Marcus Claudius Tacitus (; died June 276) was Roman emperor from 275 to 276. During his short reign he campaigned against the Goths and the Heruli, for which he received the title Gothicus Maximus.

Early life

His early life is largely unknown. An origin story which claimed Tacitus to be the heir of an old Umbrian family and one of the wealthiest men of the empire with a total wealth of 280 million sestertii circulated after his coronation. His faction distributed copies of the historian Publius Cornelius Tacitus' work, which was barely read at the time, perhaps contributing to its partial survival. Modern historiography rejects his alleged descent from the historian as a fabrication. It is more likely that he emerged from the Illyrian military, which made him a representative of the army in imperial politics.

In the course of his long life he held various civil offices, including the consulship twice, once under Valerian and again in 273, earning universal respect.

Emperor
After the assassination of Aurelian, the army, apparently showing remorse towards its role in the death of the beloved emperor, relinquished the right of choosing his successor to the Senate. After a few weeks, the throne was offered to the aged Princeps Senatus, Tacitus. 

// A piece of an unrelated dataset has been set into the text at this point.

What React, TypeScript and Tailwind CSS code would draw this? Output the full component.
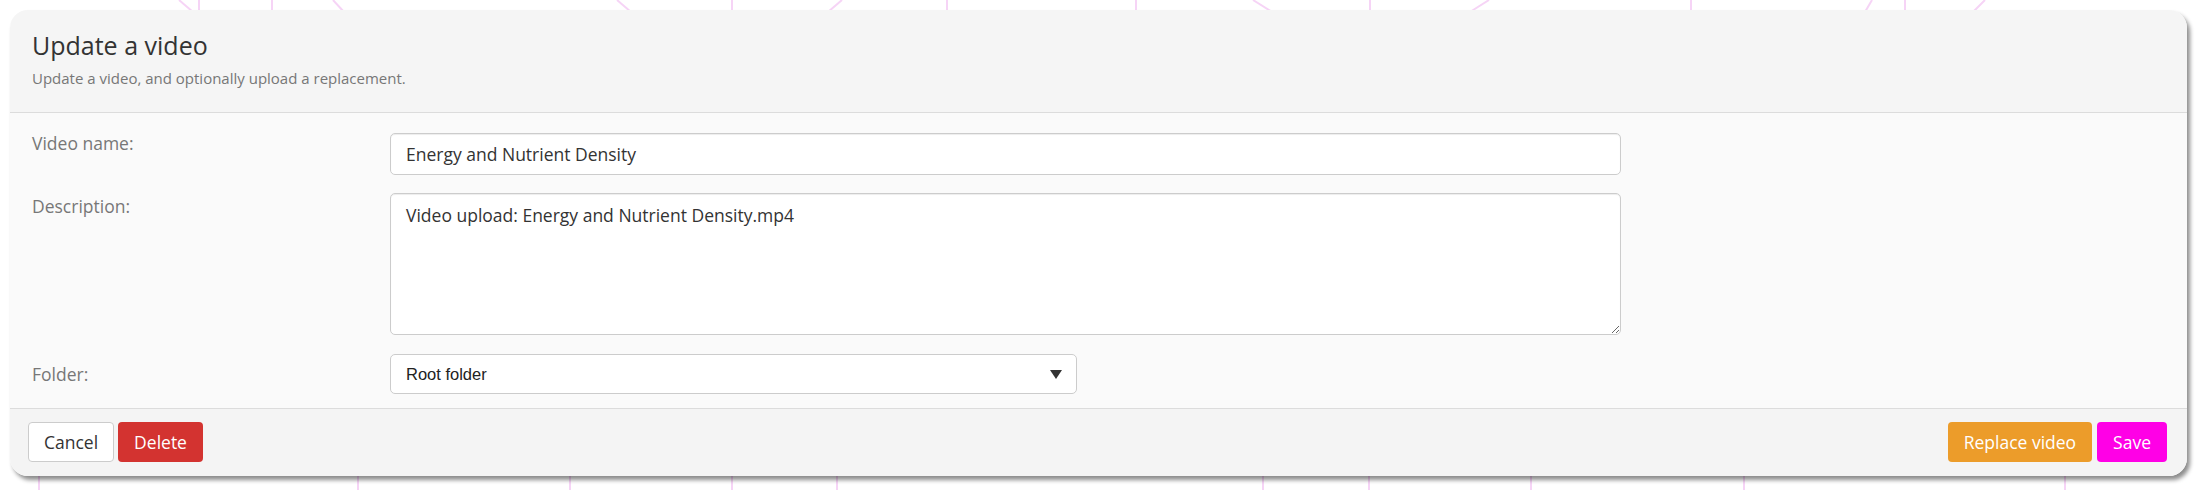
import { useState } from 'react';

const topLines = [
  { x1: 199, x2: 199 },
  { x1: 179, x2: 193, diag: true },
  { x1: 333, x2: 344, diag: true },
  { x1: 272, x2: 272 },
  { x1: 617, x2: 631, diag: true },
  { x1: 732, x2: 732 },
  { x1: 842, x2: 828, diag: true },
  { x1: 947, x2: 947 },
  { x1: 1136, x2: 1136 },
  { x1: 1253, x2: 1272, diag: true },
  { x1: 1370, x2: 1370 },
  { x1: 1489, x2: 1470, diag: true },
  { x1: 1691, x2: 1691 },
  { x1: 1872, x2: 1865, diag: true },
  { x1: 1985, x2: 1973, diag: true },
  { x1: 1905, x2: 1905 },
];

const bottomLines = [39, 358, 570, 732, 837, 1263, 1369, 1531, 1744, 2065];

function BackgroundPattern() {
  return (
    <svg className="absolute inset-0 w-full h-full" width="2197" height="490">
      {topLines.map((l, i) => (
        <line key={`t${i}`} x1={l.x1} y1={0} x2={l.x2} y2={12} stroke="#f6d4f6" strokeWidth="2" />
      ))}
      {bottomLines.map((x, i) => (
        <line key={`b${i}`} x1={x} y1={470} x2={x} y2={490} stroke="#f6d4f6" strokeWidth="2" />
      ))}
    </svg>
  );
}

export default function App() {
  const [name, setName] = useState('Energy and Nutrient Density');
  const [description, setDescription] = useState('Video upload: Energy and Nutrient Density.mp4');

  return (
    <div className="relative w-[2197px] h-[490px] bg-white overflow-hidden font-['Open_Sans',sans-serif]">
      <BackgroundPattern />

      <div className="relative ml-[10px] mt-[10px] w-[2177px] rounded-[18px] overflow-hidden shadow-[3px_4px_4px_rgba(0,0,0,0.45)]">
        {/* Header */}
        <div className="bg-[#f5f5f5] border-b border-[#dcdcdc] pl-[22px] pt-[19px] pb-[24px]">
          <h1 className="text-[25px] leading-[32px] text-[#333]">Update a video</h1>
          <p className="mt-[7px] text-[15px] leading-[20px] text-[#777]">
            Update a video, and optionally upload a replacement.
          </p>
        </div>

        {/* Body */}
        <div className="bg-[#fafafa] pl-[22px] pt-[20px] pb-[14px] flex flex-col gap-[18px]">
          <div className="flex items-start">
            <label className="w-[358px] text-[17.5px] leading-[24px] text-[#777] -mt-[2px]">Video name:</label>
            <input
              value={name}
              onChange={(e) => setName(e.target.value)}
              className="w-[1231px] h-[42px] bg-white border border-[#ccc] rounded-[5px] px-[15px] text-[17.5px] text-[#333] outline-none shadow-[inset_0_1px_1px_rgba(0,0,0,0.075)]"
            />
          </div>

          <div className="flex items-start">
            <label className="w-[358px] text-[17.5px] leading-[24px] text-[#777] pt-[1px]">Description:</label>
            <textarea
              value={description}
              onChange={(e) => setDescription(e.target.value)}
              className="w-[1231px] h-[142px] bg-white border border-[#ccc] rounded-[5px] px-[15px] pt-[9px] text-[17.5px] leading-[24px] text-[#333] outline-none resize shadow-[inset_0_1px_1px_rgba(0,0,0,0.075)]"
            />
          </div>

          <div className="flex items-center mt-[1px]">
            <label className="w-[358px] text-[17.5px] leading-[24px] text-[#777]">Folder:</label>
            <div className="w-[687px] h-[40px] bg-white border border-[#ccc] rounded-[5px] pl-[15px] pr-[14px] flex items-center justify-between">
              <span className="font-['Liberation_Sans',sans-serif] text-[16.5px] text-[#222]">Root folder</span>
              <svg width="12" height="9" viewBox="0 0 12 9">
                <path d="M0 0 H12 L6 9 Z" fill="#333" />
              </svg>
            </div>
          </div>
        </div>

        {/* Footer */}
        <div className="bg-[#f4f4f4] border-t border-[#dcdcdc] pl-[18px] pr-[20px] pt-[13px] pb-[14px] flex items-center justify-between">
          <div className="flex gap-[4px]">
            <button className="h-[40px] px-[15px] bg-white border border-[#ccc] rounded-[4px] text-[17.5px] text-[#333]">
              Cancel
            </button>
            <button className="h-[40px] px-[16px] bg-[#d33330] rounded-[4px] text-[17.5px] text-white">
              Delete
            </button>
          </div>
          <div className="flex gap-[5px]">
            <button className="h-[40px] px-[16px] bg-[#ec9c2a] rounded-[4px] text-[17.5px] text-white">
              Replace video
            </button>
            <button className="h-[40px] px-[16px] bg-[#ff00e6] rounded-[4px] text-[17.5px] text-white">
              Save
            </button>
          </div>
        </div>
      </div>
    </div>
  );
}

According to the Historia Augusta, Tacitus, after ascertaining the sincerity of the Senate's regard for him, accepted their nomination on 25 September 275, and the choice was cordially ratified by the army. If true, Tacitus would have been the last emperor elected by the Senate. However, it's possible that much of this narrative is fictitious, as Zosimus and Zonaras report that Tacitus was actually proclaimed by the army without any intervention of the Senate. His proclamation as emperor should have happened in late November or early December.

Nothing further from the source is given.